Durgamma Dappu voleva costruirsi una casa. Ma, vedova e abitante in un povero villaggio nel Sud del paese, non aveva mai avuto un conto bancario né disponeva di un reddito regolare. Così, quando il rappresentante di una società privata di credito arrivò a casa sua, colse al volo l’occasione e sottoscrisse un contratto per un finanziamento pari a 9 mila rupie, l’equivalente di 145 euro. Di lì a poco, tuttavia, cominciarono i problemi: faticava a rimborsare le rate e si rivolse a un’altra società per avere altri soldi, poi a un’altra ancora. Una catena che, alla fine, la portò a indebitarsi per oltre 80 mila rupie, quasi 1.300 euro. A settembre fuggì dal suo villaggio, lasciando alla sua famiglia un’unica possibilità: dare in pegno il fazzoletto di terra che possedeva.
Stessa sorte è toccata a K. Shivamma, contadina, che chiese un prestito per rifarsi di anni di colture distrutte dalla siccità.
Dalle 18 mila rupie iniziali fino a 90 mila, sempre seguendo una catena infernale. E, dall’altra parte, continue rassicurazioni sulle sue capacità di rimborso e nessuna verifica sulle sue effettive entrate. Il televisore, il telefonino e due bufali che possedeva sono già stati venduti.
È la dimostrazione di quanto sta accadendo nel paese asiatico, in particolare nello stato dell’Andhra Pradesh, dove il microcredito si è sviluppato a tal punto che qualcuno comincia a paragonarlo, fatte le dovute distinzioni, al fenomeno dei mutui subprime americani. Negli Usa l’idea nobile che tutti potessero permettersi di comprare casa, anche facendo montagne di debiti non garantiti; in India l’altrettanto nobile fine di offrire a tutti l’opportunità di riscattarsi dalla propria condizione sociale, sostenendo progetti lavorativi o di crescita familiare.
A un certo punto il meccanismo s’è inceppato.
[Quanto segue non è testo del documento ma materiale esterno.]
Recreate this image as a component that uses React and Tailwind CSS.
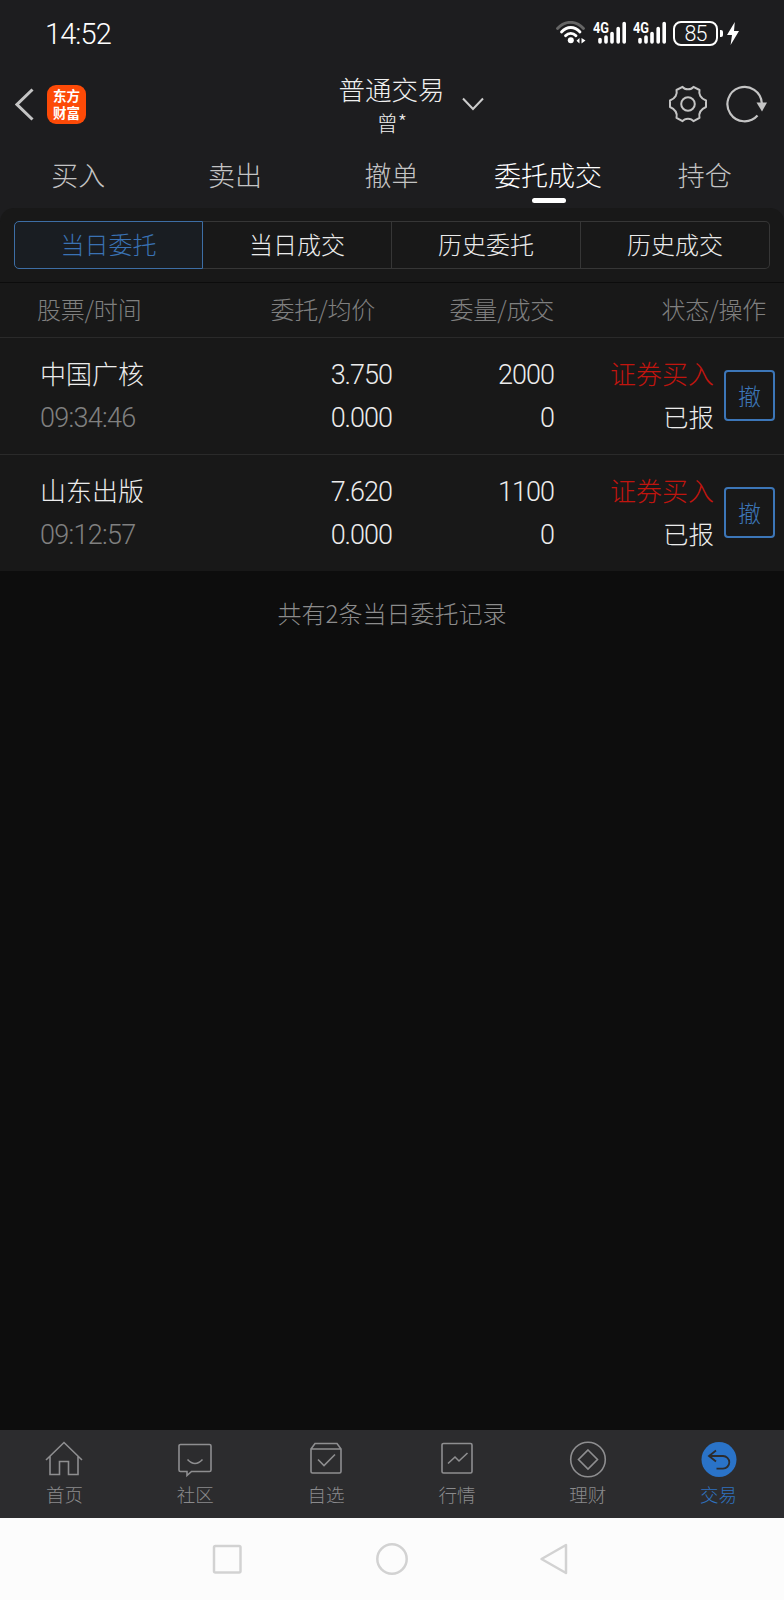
const topTabs = ['买入', '卖出', '撤单', '委托成交', '持仓'];
const segments = ['当日委托', '当日成交', '历史委托', '历史成交'];

const orders = [
  { name: '中国广核', time: '09:34:46', price: '3.750', avg: '0.000', qty: '2000', done: '0', side: '证券买入', status: '已报' },
  { name: '山东出版', time: '09:12:57', price: '7.620', avg: '0.000', qty: '1100', done: '0', side: '证券买入', status: '已报' },
];

function Signal() {
  return (
    <svg width="34" height="24" viewBox="0 0 34 24" fill="none" stroke="#fff" strokeWidth="3.6" strokeLinecap="round">
      <text x="0" y="11.5" fill="#fff" stroke="none" fontSize="14" fontWeight="700" fontFamily="Roboto, sans-serif" textLength="16" lengthAdjust="spacingAndGlyphs">4G</text>
      <path d="M7 18.500v2.500M13 16v5M19 12.500v8.500M25.200 7.500v13.500M31.200 2.500v18.500" />
    </svg>
  );
}

function StatusBar() {
  return (
    <div className="flex h-[66px] items-center justify-between pl-[45px] pr-[45px]">
      <span className="pt-[2px] font-[Roboto,sans-serif] text-[29px] leading-none tracking-[-0.9px] text-white">14:52</span>
      <div className="flex items-center">
        <svg width="30" height="24" viewBox="0 0 30 24" fill="none" strokeLinecap="round" className="mr-[7px]">
          <path d="M1.5 7.5C9-.8 20-.8 27.500 7.500" stroke="#666" strokeWidth="2.800" />
          <path d="M5.500 11C11 5 18.500 5 24 11M9.500 14.800C12.500 11.500 17 11.500 20 14.800" stroke="#fff" strokeWidth="2.800" />
          <circle cx="14.800" cy="19.300" r="3" fill="#fff" />
          <path d="M23.500 17v5.500l-3-2.700zM25.500 17v5.500l4-3z" fill="#fff" />
        </svg>
        <Signal />
        <span className="w-[6px]" />
        <Signal />
        <span className="ml-[6px] flex h-[25px] w-[45px] items-center justify-center rounded-[8px] border-2 border-white pt-[1px] font-[Roboto,sans-serif] text-[21.500px] leading-none tracking-[-1px] text-white">85</span>
        <span className="ml-[2px] h-[7px] w-[3px] rounded-r-[2px] bg-white" />
        <svg width="12" height="23" viewBox="0 0 12 23" fill="#fff" className="ml-[4px]">
          <path d="M7.800 0 0 13h5L3.600 23 12 9H7z" />
        </svg>
      </div>
    </div>
  );
}

function TitleBar() {
  return (
    <div className="flex h-[76px] items-center pl-[15px] pr-[17px]">
      <div className="flex w-[323px] items-center">
        <svg width="19" height="33" viewBox="0 0 19 33" fill="none" stroke="#c4c4c4" strokeWidth="3">
          <path d="M17.500 1.500 2 16.500l15.500 15" />
        </svg>
        <div className="ml-[13px] flex h-[39px] w-[39px] items-center justify-center rounded-[9px] bg-[#fd4a07] pb-[1px] text-center text-[13.500px] font-bold leading-[17px] text-white">
          东方
          <br />
          财富
        </div>
      </div>
      <div className="flex w-[107px] flex-col items-center pt-[3px] text-[#f0f0f0]">
        <span className="text-[26.500px] leading-[33px]">普通交易</span>
        <span className="pl-[1px] text-[21px] leading-[34px]">曾*</span>
      </div>
      <svg width="22" height="14" viewBox="0 0 22 14" fill="none" stroke="#ccc" strokeWidth="2" className="ml-[17px]">
        <path d="M1 1.500 11 12 21 1.500" />
      </svg>
      <div className="flex flex-1 items-center justify-end gap-[19px]">
        <svg width="38" height="38" viewBox="0 0 38 38" fill="none" stroke="#c4c4c4" strokeWidth="2" strokeLinejoin="round">
          <path d="M13.500 1.800C16 5.200 22 5.200 24.500 1.800L30.500 5C29.500 9 31.500 13.500 37 15.500V22C31.500 24.500 29.500 28.500 30.500 32.800L24.500 36.200C22 32.800 16 32.800 13.500 36.200L7.500 32.800C8.500 28.500 6.500 24.500 1 22V15.500C6.500 13.500 8.500 9 7.500 5Z" />
          <circle cx="19" cy="19" r="6.800" />
        </svg>
        <svg width="41" height="38" viewBox="0 0 41 38" fill="none">
          <path d="M31.500 30.500A17.200 17.200 0 1 1 35.800 18" stroke="#c4c4c4" strokeWidth="2.200" />
          <path d="M30.500 17.500h10.500l-5 9z" fill="#c4c4c4" />
        </svg>
      </div>
    </div>
  );
}

function TopTabs() {
  return (
    <div className="grid h-[66px] grid-cols-5 pr-[1px]">
      {topTabs.map((tab) => {
        const active = tab === '委托成交';
        return (
          <div key={tab} className={`flex flex-col items-center pt-[13px] text-[27px] leading-[40px] ${active ? 'text-white' : 'text-[#c4c4c4]'}`}>
            {tab}
            {active && <span className="ml-[2px] mt-[3px] h-[5px] w-[34px] rounded-full bg-white" />}
          </div>
        );
      })}
    </div>
  );
}

function Segments() {
  return (
    <div className="flex h-[75px] border-b border-[#0c0c0c] px-[14px] pt-[13px]">
      {segments.map((item, i) => {
        let style = 'border-y border-r border-[#363636] text-[#ececec]';
        if (i === 0) style = 'rounded-l-[5px] border border-[#3d6ea5] bg-[#191d22] text-[#3a72b4]';
        if (i === 3) style += ' rounded-r-[5px]';
        return (
          <div key={item} className={`flex h-[48px] w-[189px] items-center justify-center pb-[2px] text-[24px] leading-none ${style}`}>
            {item}
          </div>
        );
      })}
    </div>
  );
}

function TableHead() {
  return (
    <div className="flex h-[55px] items-center border-b border-[#2a2a2a] pb-[2px] pl-[37px] pr-[18px] text-[24px] leading-none tracking-[-0.2px] text-[#808080]">
      <span className="w-[178px]">股票/时间</span>
      <span className="w-[160px] text-right">委托/均价</span>
      <span className="w-[179px] text-right">委量/成交</span>
      <span className="flex-1 text-right">状态/操作</span>
    </div>
  );
}

function OrderRow({ order }) {
  return (
    <div className="flex h-[117px] items-center border-b border-[#2a2a2a] pb-[2px] pl-[40px] pr-[9px] text-[26px] leading-[43px] text-[#ececec] last:h-[116px] last:border-b-0">
      <div className="flex w-[160px] flex-col pt-[4px]">
        <span className="-mt-[3px] mb-[3px]">{order.name}</span>
        <span className="font-[Roboto,sans-serif] text-[27px] tracking-[-0.7px] text-[#808080]">{order.time}</span>
      </div>
      <div className="flex w-[192px] flex-col pt-[4px] text-right font-[Roboto,sans-serif] text-[27px] tracking-[-1px]">
        <span>{order.price}</span>
        <span>{order.avg}</span>
      </div>
      <div className="flex w-[162px] flex-col pt-[4px] text-right font-[Roboto,sans-serif] text-[27px] tracking-[-1px]">
        <span>{order.qty}</span>
        <span>{order.done}</span>
      </div>
      <div className="flex w-[160px] flex-col pb-[2px] text-right">
        <span className="text-[#c0150f]">{order.side}</span>
        <span className="text-[25.500px]">{order.status}</span>
      </div>
      <button className="ml-auto flex h-[51px] w-[51px] items-center justify-center rounded-[4px] border-2 border-[#3c76b8] text-[23px] leading-none text-[#3c76b8]">
        撤
      </button>
    </div>
  );
}

const navItems = [
  {
    label: '首页',
    icon: <path d="M1 19 19 1.500 37 19M5 15.500V33.500H14.500V20.500H23.500V33.500H33V15.500" />,
  },
  {
    label: '社区',
    icon: <path d="M4.500 3.500h29a1.500 1.500 0 0 1 1.500 1.500v24a1.500 1.500 0 0 1-1.500 1.500H15.500L11 34.500V30.500H4.500A1.500 1.500 0 0 1 3 29V5a1.500 1.500 0 0 1 1.500-1.500zM11.500 18.500q7.500 8 15 0" />,
  },
  {
    label: '自选',
    icon: <path d="M4 8 8 2.500H30L34 8V30.500a1.500 1.500 0 0 1-1.500 1.500h-27A1.500 1.500 0 0 1 4 30.500ZM4 8H34M11 18.500l6 6L28 13.500" />,
  },
  {
    label: '行情',
    icon: <path d="M5.500 2.500h27a1.500 1.500 0 0 1 1.500 1.500v26.500a1.500 1.500 0 0 1-1.500 1.500h-27A1.500 1.500 0 0 1 4 30.500V4a1.500 1.500 0 0 1 1.500-1.500zM10 22.500l7-6.500 4 4 8.500-8" />,
  },
  {
    label: '理财',
    icon: <path d="M19 1.200a17.300 17.300 0 1 1 0 34.600 17.300 17.300 0 1 1 0-34.600zM19 9l9.500 9.500L19 28 9.500 18.500z" />,
  },
  {
    label: '交易',
    active: true,
    icon: (
      <>
        <circle cx="19" cy="18.500" r="17.500" fill="#2a73c8" stroke="none" />
        <path d="M16 9.500 9 15 16 20.500M9 15H23a6.300 6.300 0 0 1 0 12.600H16.500" stroke="#2c2c2e" strokeWidth="1.800" />
      </>
    ),
  },
];

function BottomNav() {
  return (
    <div className="-ml-[1px] grid h-[88px] grid-cols-6 bg-[#2c2c2e]">
      {navItems.map((item) => (
        <div key={item.label} className={`flex flex-col items-center pt-[11px] text-[18.500px] leading-[32px] ${item.active ? 'text-[#2f72bf]' : 'text-[#8a8a8c]'}`}>
          <svg width="38" height="37" viewBox="0 0 38 37" fill="none" stroke="#8e8e90" strokeWidth="1.600">
            {item.icon}
          </svg>
          {item.label}
        </div>
      ))}
    </div>
  );
}

function SystemNav() {
  return (
    <div className="flex h-[82px] items-center justify-center gap-[132px] bg-[#fcfcfc]">
      <svg width="32" height="32" viewBox="0 0 32 32" fill="none" stroke="#d2d2d2" strokeWidth="2.500">
        <rect x="2" y="3" width="26.500" height="26.500" rx="1.500" />
      </svg>
      <svg width="32" height="32" viewBox="0 0 32 32" fill="none" stroke="#d2d2d2" strokeWidth="2.500">
        <circle cx="16" cy="16" r="14.700" />
      </svg>
      <svg width="32" height="32" viewBox="0 0 32 32" fill="none" stroke="#d2d2d2" strokeWidth="2.500" strokeLinejoin="round">
        <path d="M26 2V30L1.500 16z" />
      </svg>
    </div>
  );
}

export default function App() {
  return (
    <div className="flex h-[1600px] w-[784px] flex-col overflow-hidden bg-[#0d0d0d] font-['Noto_Sans_CJK_SC',sans-serif] font-light">
      <div className="bg-[#1d1d1f]">
        <StatusBar />
        <TitleBar />
        <TopTabs />
        <div className="rounded-t-[14px] bg-[#181818]">
          <Segments />
          <TableHead />
          <div>
            {orders.map((order) => (
              <OrderRow key={order.name} order={order} />
            ))}
          </div>
        </div>
      </div>
      <div className="flex-1 pt-[24px] text-center text-[24px] leading-[36px] text-[#8c8c8c]">共有2条当日委托记录</div>
      <BottomNav />
      <SystemNav />
    </div>
  );
}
Lo stato del Pradesh conta più di un terzo di tutti i micro prestiti dell’India e il debito totale ammonta a circa 90 miliardi di rupie (1,45 mld euro). Così il governo ha deciso di congelare i rimborsi dopo che una cinquantina di agricoltori si è suicidata. Non solo: chi continuerà a tartassare la povera gente finirà in galera. I politici locali ritengono che molte società, di fatto, abbiano agito come finanziarie vere e proprie, con l’unico obiettivo di realizzare elevati profitti.
D’altro canto, avverte Vikram Akula, presidente di Sks microfinance, la più grande realtà del settore nel paese asiatico, il piccolo credito ha dato un enorme contributo alla crescita interna: distruggerlo significherebbe avallare una politica di apartheid finanziario. Ma, forse, il microcredito ha già fatto intorno a sé terra bruciata.